Goodbye bank. Hello fintech returns

The number of “millionaires next door” is growing exponentially in Asia-Pacific and they are turning to technology as they seek better returns from their investable assets.
Goodbye bank. Hello fintech returns

Asia’s millionaires are on the rise and looking to optimise their investments. While the worldwide trend shows high net worth (HNW) individuals’ numbers are growing overall, the rise of Asia’s wealthy significantly outpaces the global average.

In just six years (2011-2016), Asia’s wealthy with investible assets of between $1-5 million – sometimes called the millionaires next door - grew by 353.7%, significantly outstripping the growth of HNW individuals with investible assets of between $5-30 million, whose numbers rose by 188.7%. In the same timeframe, ultra-high net worth individuals’ (those with investable assets of more than $30 million) grew by only 80.2%.

Source: Capgemini Financial Services Analysis FinEX Asia Market Research 


Traditionally, individuals whose HNW is less than $5 million used their long-established bank relationships to provide investment options. But increasingly, the one-size-fits-all standard choices banks suggest don’t provide the returns these investment savvy, risk-adverse individuals seek when looking for higher, but diversified returns.

Maggie Ng

Maggie Ng, founder and CEO of FinEX Asia (FinEX) sees growing dissatisfaction within this group with out-of-the-box bank solutions. “Banks find it difficult to deal with this group because it becomes very costly, that’s the pain point for banks. In order to deal with this growing group, banks need to increase branches and create more tailored products – a move that is costly, heavy on manpower, and returns don’t justify the incremental costs.”

But fund managers are paying closer attention to the wealth held within this sector, seeing the potential to aggregate small individual funds into larger investable products. Investment solutions that consider an individual’s aversion to risk and that also deliver higher returns than banks, is increasingly being found using fintech platforms that provide individual investors with the latest research, analysis and data.

FinEX has operated in this space for two years and manages a $200 million fixed income portfolio connecting Asia’s investors with US assets; is licensed in Hong Kong, and its funds are registered in Singapore. It also focuses on private equity and real estate investment.

According to Ng, using fintech investment solutions to create wealth is still a largely untapped sector. “Some are payment or lending-related (e.g. Grab Financial), but when it comes to asset management there are not many prominent fintech companies, but this space is opening up. What makes FinEX standout is we use marketplace technology that is mature technology.”


Investment aggregation and risk profiling platforms like FinEX have a number of advantages for the $1-5 million HNW group. By pooling a number of investors’ funds and understanding each individual’s attitude to risk, the asset manager offers investors higher returns than standard bank solutions, such as term deposits. When matching risk profiles to tenors, FinEX Asia considers both individual and regional attitudes to risks associated with investing.

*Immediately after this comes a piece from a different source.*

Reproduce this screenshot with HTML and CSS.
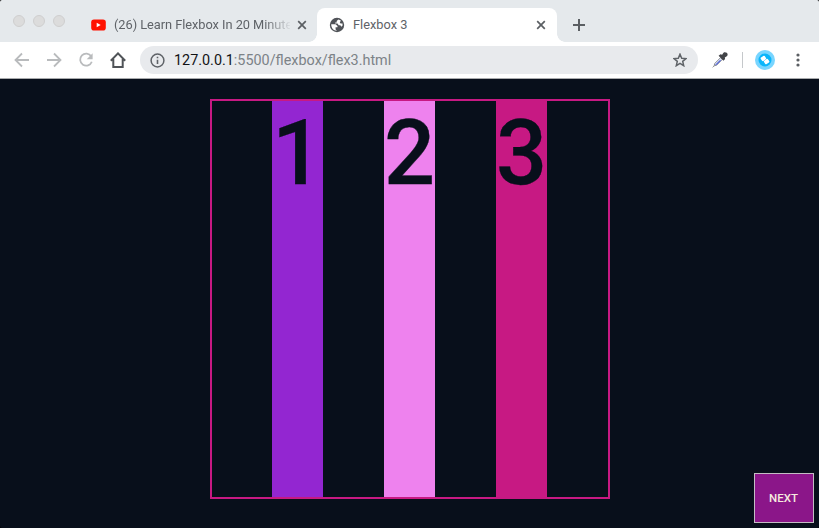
FILE: index.html
```html
<!DOCTYPE html>
<html lang="en">
<head>
<meta charset="utf-8">
<title>Flexbox 3</title>
<link rel="stylesheet" href="styles.css">
</head>
<body>
<div class="window">
  <header class="tabs">
    <div class="lights"><i></i><i></i><i></i></div>
    <div class="tab tab-back">
      <svg class="youtube" width="15" height="12" viewBox="0 0 15 12"><rect x=".2" y=".5" width="14.6" height="11" rx="2.8" fill="#ff1200"/><path d="M5.7 3.8v4.4L9.7 6z" fill="#fff"/></svg>
      <span class="title fade">(26) Learn Flexbox In 20 Minute</span>
      <svg class="close" width="10" height="10" viewBox="0 0 10 10"><path d="M1.2 1.2l7.6 7.6M8.8 1.2L1.2 8.8"/></svg>
    </div>
    <div class="tab tab-active">
      <svg class="globe" width="16" height="16" viewBox="0 0 16 16"><circle cx="8" cy="8" r="7.2" fill="#505358"/><path d="M2.2 7.3H6.6L8.5 9.1V10.3H6.6V12.6L8 13.7C4.8 13.8 2.1 11.2 2.2 7.3zM9.3 2.4L7.7 4.1V5.4H6.2V6.6H8.5L9.7 8.3H11.3L12.4 9.8 13.6 8.5 13.5 6.4H11.6L10.8 5.4 11.9 3.5z" fill="#fff"/></svg>
      <span class="title">Flexbox 3</span>
      <svg class="close" width="10" height="10" viewBox="0 0 10 10"><path d="M1.2 1.2l7.6 7.6M8.8 1.2L1.2 8.8"/></svg>
    </div>
    <svg class="plus" width="12" height="12" viewBox="0 0 12 12"><path d="M6 0v12M0 6h12"/></svg>
  </header>
  <nav class="toolbar">
    <svg class="pale" width="16" height="16" viewBox="0 0 16 16"><path d="M15 8H2M8 1.5L1.5 8 8 14.5"/></svg>
    <svg class="pale" width="16" height="16" viewBox="0 0 16 16"><path d="M1 8h13M8 1.5L14.5 8 8 14.5"/></svg>
    <svg class="pale" width="16" height="16" viewBox="0 0 16 16"><path d="M13.2 4.3A6 6 0 1 0 13.8 9.7"/><path d="M14.6 1.2v6H8.7z" fill="#b9bbbd" stroke="none"/></svg>
    <svg class="dark" width="16" height="16" viewBox="0 0 16 16"><path d="M.8 8.8L8 1.4l7.2 7.4M3.3 7v8h9.4V7"/></svg>
    <div class="address">
      <svg width="15" height="15" viewBox="0 0 15 15"><circle cx="7.5" cy="7.5" r="6.4" fill="none" stroke="#5f6368" stroke-width="1.5"/><path d="M7.5 6.7v4.4M7.5 3.7v1.6" stroke="#5f6368" stroke-width="1.6"/></svg>
      <span class="url"><b>127.0.0.1</b>:5500/flexbox/flex3.html</span>
      <svg class="star" width="14" height="14" viewBox="0 0 14 14"><path d="M7 1.2l1.7 4 4.3.4-3.3 2.8 1 4.3L7 10.4l-3.7 2.3 1-4.3L1 5.6l4.3-.4z" fill="none" stroke="#5f6368" stroke-width="1.5"/></svg>
    </div>
    <svg class="dropper" width="16" height="16" viewBox="0 0 16 16"><path d="M2.1 13.9L2.8 11.4 8.7 5.5l1.8 1.8-5.9 5.9z" fill="#dfe4f2" stroke="#8c909b"/><path d="M3 13l4.8-4.8h1.4l-4.6 4.5z" fill="#3f52d4"/><path d="M.6 15.4l1.5-1.5" stroke="#999"/><path d="M6.6 3.7l1.9-1.5 1.6.6L11.5.8C13-.3 16.3.8 15.5 3.3c-.4 1.2-1.6 1.7-2.7 2.2l.3 1.6-1.7 1.7z" fill="#424448"/></svg>
    <i class="divider"></i>
    <svg class="badge" width="20" height="20" viewBox="0 0 20 20"><circle cx="10" cy="10" r="10" fill="#78d5ff"/><circle cx="10" cy="10" r="6.5" fill="#0ab5fa"/><g fill="#fff"><rect x="-2.4" y="-2.1" width="4.8" height="4.2" rx="1" transform="translate(8.4 8.4) rotate(-35)"/><rect x="-2.4" y="-2.1" width="4.8" height="4.2" rx="1" transform="translate(11.6 11.6) rotate(-35)"/></g></svg>
    <svg class="dots" width="4" height="14" viewBox="0 0 4 14"><circle cx="2" cy="2" r="1.6"/><circle cx="2" cy="7" r="1.6"/><circle cx="2" cy="12" r="1.6"/></svg>
  </nav>
  <main class="page">
    <div class="container">
      <div class="item one">1</div>
      <div class="item two">2</div>
      <div class="item three">3</div>
    </div>
    <button class="next">NEXT</button>
  </main>
</div>
</body>
</html>
```
FILE: styles.css
```css
* { box-sizing: border-box; }
body { margin: 0; background: #000; font-family: Roboto, sans-serif; }
svg { display: block; flex: none; }
.window { height: 528px; display: flex; flex-direction: column; overflow: hidden; border-radius: 2px; }

.tabs { height: 42px; flex: none; display: flex; background: #e5e9ec; padding-left: 13px; }
.lights { display: flex; gap: 8px; padding-top: 15px; width: 78px; }
.lights i { width: 12px; height: 12px; border-radius: 50%; background: #dcdcdc; border: 1px solid #cfcfcf; }
.tab { height: 34px; margin-top: 8px; display: flex; align-items: center; font-size: 12.8px; color: #5f6368; }
.tab-back { width: 226px; }
.title { white-space: nowrap; line-height: 18px; }
.tab-back .title { width: 176px; margin-left: 8px; margin-right: 7px; letter-spacing: -.04px; overflow: hidden; }
.fade { -webkit-mask-image: linear-gradient(to right, #000 150px, transparent 178px); mask-image: linear-gradient(to right, #000 150px, transparent 178px); }
.tab-active { position: relative; width: 240px; padding: 0 11px 0 12px; background: #fff; border-radius: 8px 8px 0 0; }
.tab-active::before, .tab-active::after { content: ""; position: absolute; bottom: 0; width: 8px; height: 8px; }
.tab-active::before { left: -8px; background: radial-gradient(circle at 0 0, transparent 7.5px, #fff 8px); }
.tab-active::after { right: -8px; background: radial-gradient(circle at 100% 0, transparent 7.5px, #fff 8px); }
.tab-active .title { margin-left: 8px; margin-right: auto; }
.close, .plus { fill: none; stroke: #5b5f63; stroke-width: 1.7; }
.plus { margin: 19px 0 0 16px; stroke-width: 2; }

.toolbar { height: 37px; flex: none; display: flex; align-items: center; background: #fff; border-bottom: 1px solid #a9abad; padding-left: 14px; }
.pale, .dark { margin-right: 16px; fill: none; stroke: #b9bbbd; stroke-width: 1.8; }
.dark { stroke: #505458; stroke-width: 2; margin-right: 14px; }
.address { width: 558px; height: 28px; border-radius: 14px; background: #e8eaed; display: flex; align-items: center; padding: 0 11px 0 10px; }
.url { margin-left: 9px; padding-top: 2px; font-size: 14.38px; line-height: 20px; color: #7c8287; white-space: nowrap; }
.url b { font-weight: 400; color: #111315; }
.star { margin-left: auto; }
.dropper { margin-left: 14px; }
.divider { width: 1px; height: 16px; background: #c5c8cb; margin-left: 14px; }
.badge { margin-left: 12px; }
.dots { margin-left: 21px; fill: #5b5f63; }

.page { position: relative; flex: 1; background: #080f1b; padding-top: 20px; }
.container { width: 400px; height: 400px; margin: 0 auto 0 210px; border: 2px solid #c71983; display: flex; justify-content: center; gap: 61px; padding-right: 1px; }
.item { width: 51px; text-align: center; font-size: 90px; font-weight: 500; line-height: 105px; color: #080f1b; -webkit-text-stroke: .3px #080f1b; }
.one { background: #9326d1; }
.two { background: #ee82ee; }
.three { background: #c71983; }
.next { position: absolute; right: 5px; bottom: 5px; width: 60px; height: 50px; padding: 0 1px 0 0; border: 1px solid #c4bcc4; background: #8b1689; color: #f6eadf; font: 500 11.5px Roboto, sans-serif; }
```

“For example, Japanese investors are very risk-adverse, wanting to protect their principal while investors in Hong Kong and Singapore accept higher risks. So, when allocating returns we are able to cater to high liquidity investors with reduced risk appetite and low liquidity investors with higher risk appetite, to provide stable returns in an unstable climate,” Ng says.

Mobile-accessible data is updated daily so investors can stay in touch with how their money, and their funds, are performing, which Ng believes is a distinct advantage. “Investors want to see where their money is going.”


As an active manager, FinEX focuses on consumer credit (US consumer loans – equity and real estate and private equity (PE). Ng says in essence, PE is built on relationships and not the open market. It is therefore typically one area where the HNW individuals in the $1-5 million bracket are excluded. “Today there’s a lot of good PE investment but the number one problem is the ticket size is too high. For example, it’s well known that Singapore’s technology company Grab Taxi’s ticket size is $5-10 million,” Ng says.

FinEX’s solution is to aggregate funds, matching a fund manager to HNW investors in the $1-5 million bracket, to create a pool of individual wealth plus institutional money.

Since PE investment requires a high degree of domain expertise and knowledge in key areas such as risk management, compliance and sourcing, partnering also effectively spans capital entry requirements, financial analysis (macro and micro analysis), risk management and company onboarding, meaning clients are better informed about investments, a distinct plus given information dissemination is an ongoing issue within PE.

Another reason why aggregation is important for Asia’s millionaires-next-door, is returns are increasingly being found within private, and not publicly listed companies. Milken Institute, a US-based independent economic think tank’s research within the tech sector shows a marked shift away from the public market to PE returns. In the 1980s, public market returns from companies like Microsoft and Oracle outstripped their PE returns, but by 2012 the majority of returns from Yelp and FaceBook went to PE.

2018 was a busy year for FinEX Asia, having completed deals in China, the US and southeast Asia. Given the current investment climate, those seeking returns in 2019 will increasingly need to be both agile and informed in order to take advantage of opportunities within Asia and globally. Easily assessible fintech platforms are likely to play an increasing role in providing the millionaires-next-door with the returns they seek, where ever these may be.